I recently noticed a poster in central Moscow advertising a robot display which seemed to have exactly the same type of white, eerily humanoid robots that were featured in Chris Cunningham’s clip for Björk’s “All is Full of Love” (only these were minus Bjork’s features).
The poster was for TSUM, which is a lavish, gleaming temple of contemporary consumerism, right in the centre of Moscow within spitting distance of the Bolshoi Theatre. So it turned out that these robots were the new ground-floor TSUM window displays and had been arranged in groups of twos (or threes) in a mind-boggling array of sex positions. I guess anything goes in the bid to sell a few more pairs of designer jeans.
Then, predictably, a group of right-wing ‘patriots’ recently started picketing the shopping centre, demanding the removal of what they’d dubbed ‘porno-robots’, and carrying placards reading: “shame!” They were also stating that these porno-robots were a symbol of all the evils of a ‘democratic, liberal’ society, ie: this would never have happened back in the halcyon days of the USSR! The whole thing, naturally, started to garner more attention, and the management of the shopping centre was forced to remove the promiscuous robots to a less visible location – the sign said that they’d been relocated to the ‘youth fashion’ floor – yes, really.
All the commotion seems oddly reminiscent. The 2003 exhibition, called ”Caution: Religion!” that opened at the Andrei Sakharov Museum and Center in Moscow was shut down after exhibits were smashed and defaced by several followers of the ultra-right Russian Orthodox priest Alexander Shargunov. The assailants were detained by the police but quickly released.
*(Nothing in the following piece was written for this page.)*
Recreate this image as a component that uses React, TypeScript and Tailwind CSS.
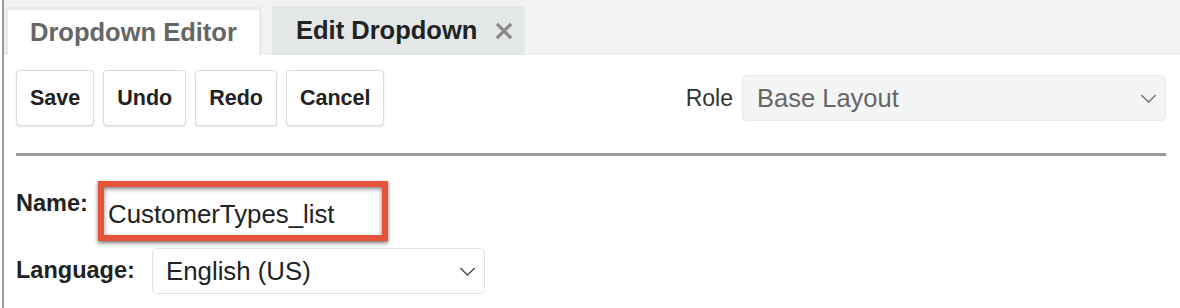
import React from 'react';

const Chevron = ({ className }: { className: string }) => (
  <svg className={className} viewBox="0 0 18 10" fill="none" stroke="currentColor" strokeWidth={1.6}>
    <path d="M1 1l8 8 8-8" />
  </svg>
);

export default function App() {
  const buttons = ['Save', 'Undo', 'Redo', 'Cancel'];

  return (
    <div className="w-[1180px] h-[308px] bg-white pl-[2px] font-['Liberation_Sans',Arial,sans-serif] text-[#333] overflow-hidden">
      <div className="h-full border-l-2 border-[#9a9a9a]">
        {/* Tab strip */}
        <div className="h-[55px] bg-[#f1f2f2] flex items-end pl-[1px] gap-[10px]">
          <div className="h-[48px] w-[257px] bg-white border-t-[3px] border-x-[3px] border-[#e7ebeb] pl-[22px] flex items-center">
            <span className="text-[25.5px] font-bold text-[#666] leading-none">Dropdown Editor</span>
          </div>
          <div className="h-[49px] w-[253px] bg-[#e3e7e8] pl-[24px] pr-[12px] flex items-center justify-between">
            <span className="text-[25.5px] font-bold text-[#222] leading-none">Edit Dropdown</span>
            <svg className="w-[18px] h-[18px] text-[#8a8a8a]" viewBox="0 0 18 18" stroke="currentColor" strokeWidth={3.2} strokeLinecap="square">
              <path d="M3 3l12 12M15 3L3 15" />
            </svg>
          </div>
        </div>

        <div className="pl-[12px] pr-[14px]">
          {/* Toolbar */}
          <div className="mt-[15px] flex items-center justify-between">
            <div className="flex gap-[9px]">
              {buttons.map((b) => (
                <button
                  key={b}
                  className="h-[56px] px-[13px] bg-white border border-[#dcdcdc] rounded-[4px] shadow-[0_1px_2px_rgba(0,0,0,0.12)] text-[21.5px] font-bold text-[#222]"
                >
                  {b}
                </button>
              ))}
            </div>
            <div className="flex items-center gap-[9px]">
              <span className="text-[23px] text-[#333]">Role</span>
              <div className="w-[424px] h-[46px] bg-[#f3f4f4] border border-[#e8eaea] rounded-[5px] pl-[14px] pr-[8px] flex items-center justify-between">
                <span className="text-[25.5px] text-[#666]">Base Layout</span>
                <Chevron className="w-[17px] h-[9px] text-[#777]" />
              </div>
            </div>
          </div>

          {/* Divider */}
          <div className="mt-[27px] h-[3px] bg-[#999]" />

          {/* Name */}
          <div className="mt-[25px] flex items-start">
            <span className="mt-[5px] w-[82px] text-[23.5px] font-bold text-[#222]">Name:</span>
            <div className="w-[290px] h-[60px] border-[6px] border-[#e5533b] shadow-[0_2px_4px_rgba(0,0,0,0.55),inset_0_2px_4px_rgba(0,0,0,0.5)] pl-[4px] pt-[12px]">
              <span className="text-[25.8px] leading-[30px] text-[#222]">CustomerTypes_list</span>
            </div>
          </div>

          {/* Language */}
          <div className="mt-[7px] flex items-center">
            <span className="w-[136px] text-[23.5px] font-bold text-[#222]">Language:</span>
            <div className="w-[333px] h-[46px] bg-white border border-[#dde3e5] rounded-[5px] pl-[13px] pr-[8px] flex items-center justify-between">
              <span className="text-[25.8px] leading-[30px] text-[#222]">English (US)</span>
              <Chevron className="w-[17px] h-[9px] text-[#555]" />
            </div>
          </div>
        </div>
      </div>
    </div>
  );
}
Meanwhile, acting on a complaint from the same good Father, the Russian parliament passed a resolution demanding that criminal charges be filed against the exhibition’s organisers for ”incitement of ethnic, racial, or religious hatred.” For example, a work illustrating the seven deadly sins with scenes from the life of a typical Russian family (such as a ”sloth” sitting in front of the television) was labeled as defamatory toward ethnic Russians. So if your snide artistic jokes at populace’s expense are read as ‘blasphemy’ and those calling for your blood happen to have a few friends in the government (and they frequently do), you might find yourself doing time.
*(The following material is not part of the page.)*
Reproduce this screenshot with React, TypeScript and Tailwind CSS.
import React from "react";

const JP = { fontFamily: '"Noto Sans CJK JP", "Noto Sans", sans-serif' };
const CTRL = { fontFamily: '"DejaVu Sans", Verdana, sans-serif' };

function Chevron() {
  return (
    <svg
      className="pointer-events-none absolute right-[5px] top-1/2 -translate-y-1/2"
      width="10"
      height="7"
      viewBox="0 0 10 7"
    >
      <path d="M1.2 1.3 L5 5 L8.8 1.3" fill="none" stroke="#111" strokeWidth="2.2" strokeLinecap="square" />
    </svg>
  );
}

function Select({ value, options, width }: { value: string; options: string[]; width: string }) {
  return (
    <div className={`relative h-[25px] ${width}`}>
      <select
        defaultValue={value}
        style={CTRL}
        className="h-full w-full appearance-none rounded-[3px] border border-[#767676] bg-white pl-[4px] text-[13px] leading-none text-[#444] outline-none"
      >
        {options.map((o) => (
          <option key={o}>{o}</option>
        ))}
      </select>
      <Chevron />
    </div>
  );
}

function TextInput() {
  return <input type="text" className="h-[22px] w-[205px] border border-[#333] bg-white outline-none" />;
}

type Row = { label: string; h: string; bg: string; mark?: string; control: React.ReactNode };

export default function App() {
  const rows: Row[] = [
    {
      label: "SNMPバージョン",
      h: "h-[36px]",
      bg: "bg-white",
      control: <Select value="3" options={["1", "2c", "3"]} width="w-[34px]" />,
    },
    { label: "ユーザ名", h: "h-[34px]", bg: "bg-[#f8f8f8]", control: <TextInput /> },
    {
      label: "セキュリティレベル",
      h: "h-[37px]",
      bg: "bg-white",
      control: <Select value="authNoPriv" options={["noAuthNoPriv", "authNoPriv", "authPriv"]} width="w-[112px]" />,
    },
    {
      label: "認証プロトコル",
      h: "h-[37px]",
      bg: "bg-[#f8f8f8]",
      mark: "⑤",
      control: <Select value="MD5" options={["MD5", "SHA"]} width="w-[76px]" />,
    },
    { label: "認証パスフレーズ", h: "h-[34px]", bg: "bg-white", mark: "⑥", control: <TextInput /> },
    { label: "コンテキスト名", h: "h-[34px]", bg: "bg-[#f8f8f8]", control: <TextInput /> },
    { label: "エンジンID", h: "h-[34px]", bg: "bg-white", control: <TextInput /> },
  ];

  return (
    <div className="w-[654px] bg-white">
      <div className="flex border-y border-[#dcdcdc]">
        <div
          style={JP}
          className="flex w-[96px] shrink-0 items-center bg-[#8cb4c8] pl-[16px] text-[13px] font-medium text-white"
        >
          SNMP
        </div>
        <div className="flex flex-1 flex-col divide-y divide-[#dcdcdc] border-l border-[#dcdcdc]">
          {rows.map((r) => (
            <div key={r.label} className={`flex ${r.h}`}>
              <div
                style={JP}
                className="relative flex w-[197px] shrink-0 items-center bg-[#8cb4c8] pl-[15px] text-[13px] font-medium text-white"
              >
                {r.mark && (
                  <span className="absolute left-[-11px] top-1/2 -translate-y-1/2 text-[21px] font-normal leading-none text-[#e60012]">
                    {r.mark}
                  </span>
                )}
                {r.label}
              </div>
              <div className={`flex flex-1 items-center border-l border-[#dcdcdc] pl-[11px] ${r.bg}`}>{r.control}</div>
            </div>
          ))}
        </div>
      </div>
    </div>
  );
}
I’m trying to imagine what would happen in this city if, for example, Spencer Tunick wanted to do his usual thing by gathering a throng of naked people in order to photograph them in the main streets of Moscow. I daresay we would see a similar crowd out with placards with almost identical text on them.
So where does that leave the porno-robots? Strangely enough, I’m now in the unusual position of actually agreeing with those radical right-wingers that I normally emphatically side against. I’m all for freedom of expression, but I just can’t see the compelling need for some kind of robotic karma sutra along a main thoroughfare – let alone something that is being used as a backdrop for clothes. I was recently at the Abramović retrospective at the Garazh Centre for Contemporary Culture, which definitely contains some confronting pieces, and I didn’t feel at any time that I was being assailed by imagery that I wasn’t prepared to see. These window displays, conversely, are devoid of any contemplation: they’re merely an attempt to create an edgy ‘screw decorum’ image, which is all too clearly linked to the relentless pursuit of profit.